===== MATERIAL PROVIDED =====
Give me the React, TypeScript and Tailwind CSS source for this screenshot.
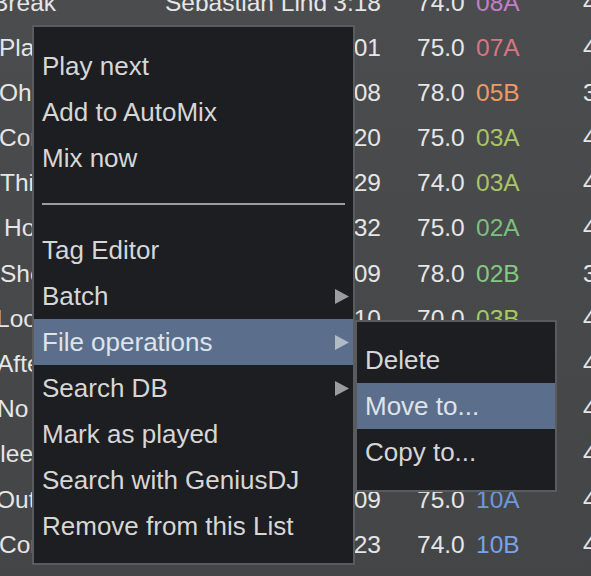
import React from "react";

type Row = {
  title: string;
  off: string;
  artist: string;
  time: string;
  bpm: string;
  key: string;
  keyColor: string;
  last: string;
};

const rows: Row[] = [
  { title: "Break", off: "ml-[-8px]", artist: "Sebastian Lind", time: "3:18", bpm: "74.0", key: "08A", keyColor: "text-[#c27fc6]", last: "4" },
  { title: "Playground", off: "ml-[-1px]", artist: "Sebastian Lind", time: "4:01", bpm: "75.0", key: "07A", keyColor: "text-[#d97580]", last: "4" },
  { title: "Oh My", off: "ml-[-1px]", artist: "Sebastian Lind", time: "3:08", bpm: "78.0", key: "05B", keyColor: "text-[#ef9a62]", last: "3" },
  { title: "Cornerstone", off: "ml-[-1px]", artist: "Sebastian Lind", time: "4:20", bpm: "75.0", key: "03A", keyColor: "text-[#a9c466]", last: "4" },
  { title: "Thirteen", off: "ml-[0px]", artist: "Sebastian Lind", time: "4:29", bpm: "74.0", key: "03A", keyColor: "text-[#a9c466]", last: "4" },
  { title: "Hold On", off: "ml-[4px]", artist: "Sebastian Lind", time: "3:32", bpm: "75.0", key: "02A", keyColor: "text-[#7dbf7c]", last: "4" },
  { title: "Shelter", off: "ml-[0px]", artist: "Sebastian Lind", time: "3:09", bpm: "78.0", key: "02B", keyColor: "text-[#83c982]", last: "3" },
  { title: "Loose Ends", off: "ml-[-4px]", artist: "Sebastian Lind", time: "4:10", bpm: "70.0", key: "03B", keyColor: "text-[#a2cc5c]", last: "4" },
  { title: "After All", off: "ml-[-3px]", artist: "Sebastian Lind", time: "3:44", bpm: "76.0", key: "04A", keyColor: "text-[#a9c466]", last: "4" },
  { title: "No Way", off: "ml-[-3px]", artist: "Sebastian Lind", time: "3:51", bpm: "72.0", key: "09A", keyColor: "text-[#6f96d8]", last: "4" },
  { title: "Bleeding", off: "ml-[-16px]", artist: "Sebastian Lind", time: "4:02", bpm: "74.0", key: "09B", keyColor: "text-[#6f96d8]", last: "4" },
  { title: "Outrun", off: "ml-[-4px]", artist: "Sebastian Lind", time: "3:09", bpm: "75.0", key: "10A", keyColor: "text-[#6f97d9]", last: "4" },
  { title: "Cornered", off: "ml-[-1px]", artist: "Sebastian Lind", time: "3:23", bpm: "74.0", key: "10B", keyColor: "text-[#79a2ea]", last: "4" },
];

function Arrow({ light }: { light?: boolean }) {
  return (
    <svg width="14" height="15" viewBox="0 0 14 15" className="shrink-0">
      <polygon points="0,0 14,7.5 0,15" fill={light ? "#b3bac7" : "#9c9c9e"} />
    </svg>
  );
}

type Item = { label?: string; sep?: boolean; sub?: boolean; active?: boolean };

const items: Item[] = [
  { label: "Play next" },
  { label: "Add to AutoMix" },
  { label: "Mix now" },
  { sep: true },
  { label: "Tag Editor" },
  { label: "Batch", sub: true },
  { label: "File operations", sub: true, active: true },
  { label: "Search DB", sub: true },
  { label: "Mark as played" },
  { label: "Search with GeniusDJ" },
  { label: "Remove from this List" },
];

const subItems = [
  { label: "Delete" },
  { label: "Move to...", active: true },
  { label: "Copy to..." },
];

export default function App() {
  return (
    <div
      className="relative w-[591px] h-[576px] overflow-hidden bg-linear-to-b from-[#4b4c4e] to-[#444547]"
      style={{ fontFamily: '"Liberation Sans", Arial, Helvetica, sans-serif' }}
    >
      {/* track list */}
      <div className="mt-[-19.8px] flex flex-col">
        {rows.map((r, i) => (
          <div
            key={i}
            className="flex items-center h-[45.2px] whitespace-nowrap text-[24.5px] leading-none text-[#e6e6e6]"
          >
            <div className="w-[165px] shrink-0 overflow-hidden">
              <span className={`block ${r.off}`}>{r.title}</span>
            </div>
            <div className="w-[165px] shrink-0 overflow-hidden">{r.artist}</div>
            <div className="w-[51px] shrink-0 text-right">{r.time}</div>
            <div className="w-[36px] shrink-0" />
            <div className="w-[59px] shrink-0">{r.bpm}</div>
            <div className={`w-[107px] shrink-0 ${r.keyColor}`}>{r.key}</div>
            <div className="shrink-0">{r.last}</div>
          </div>
        ))}
      </div>

      {/* context menu */}
      <div className="absolute left-[32px] top-[25px] w-[323px] h-[540px] border-2 border-[#5a5b5d] bg-[#1d1e21] pt-[16px] pb-[14px] text-[26px] leading-none text-[#d6d6d6]">
        {items.map((it, i) =>
          it.sep ? (
            <div key={i} className="h-[46px] flex items-center px-2">
              <div className="h-[2px] w-full bg-[#9d9d9f]" />
            </div>
          ) : (
            <div
              key={i}
              className={`h-[46px] flex items-center justify-between pl-[8px] pr-[4px] ${
                it.active ? "bg-[#5b6f8d] text-[#dfe3ea]" : ""
              }`}
            >
              <span className="whitespace-nowrap">{it.label}</span>
              {it.sub && <Arrow light={it.active} />}
            </div>
          )
        )}
      </div>

      {/* submenu */}
      <div className="absolute left-[355px] top-[320px] w-[202px] h-[172px] border-2 border-[#5a5b5d] bg-[#1d1e21] pt-[15px] text-[26px] leading-none text-[#d6d6d6]">
        {subItems.map((it, i) => (
          <div
            key={i}
            className={`h-[46px] flex items-center pl-[8px] ${
              it.active ? "bg-[#5b6f8d] text-[#dfe3ea]" : ""
            }`}
          >
            <span className="whitespace-nowrap">{it.label}</span>
          </div>
        ))}
      </div>
    </div>
  );
}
=====
**WHAT NEEDS TO BE DONE**. For each line of the listing that holds the word "React", show that line.

**PROBLEM SOLUTION**.
Give me the React, TypeScript and Tailwind CSS source for this screenshot.
import React from "react";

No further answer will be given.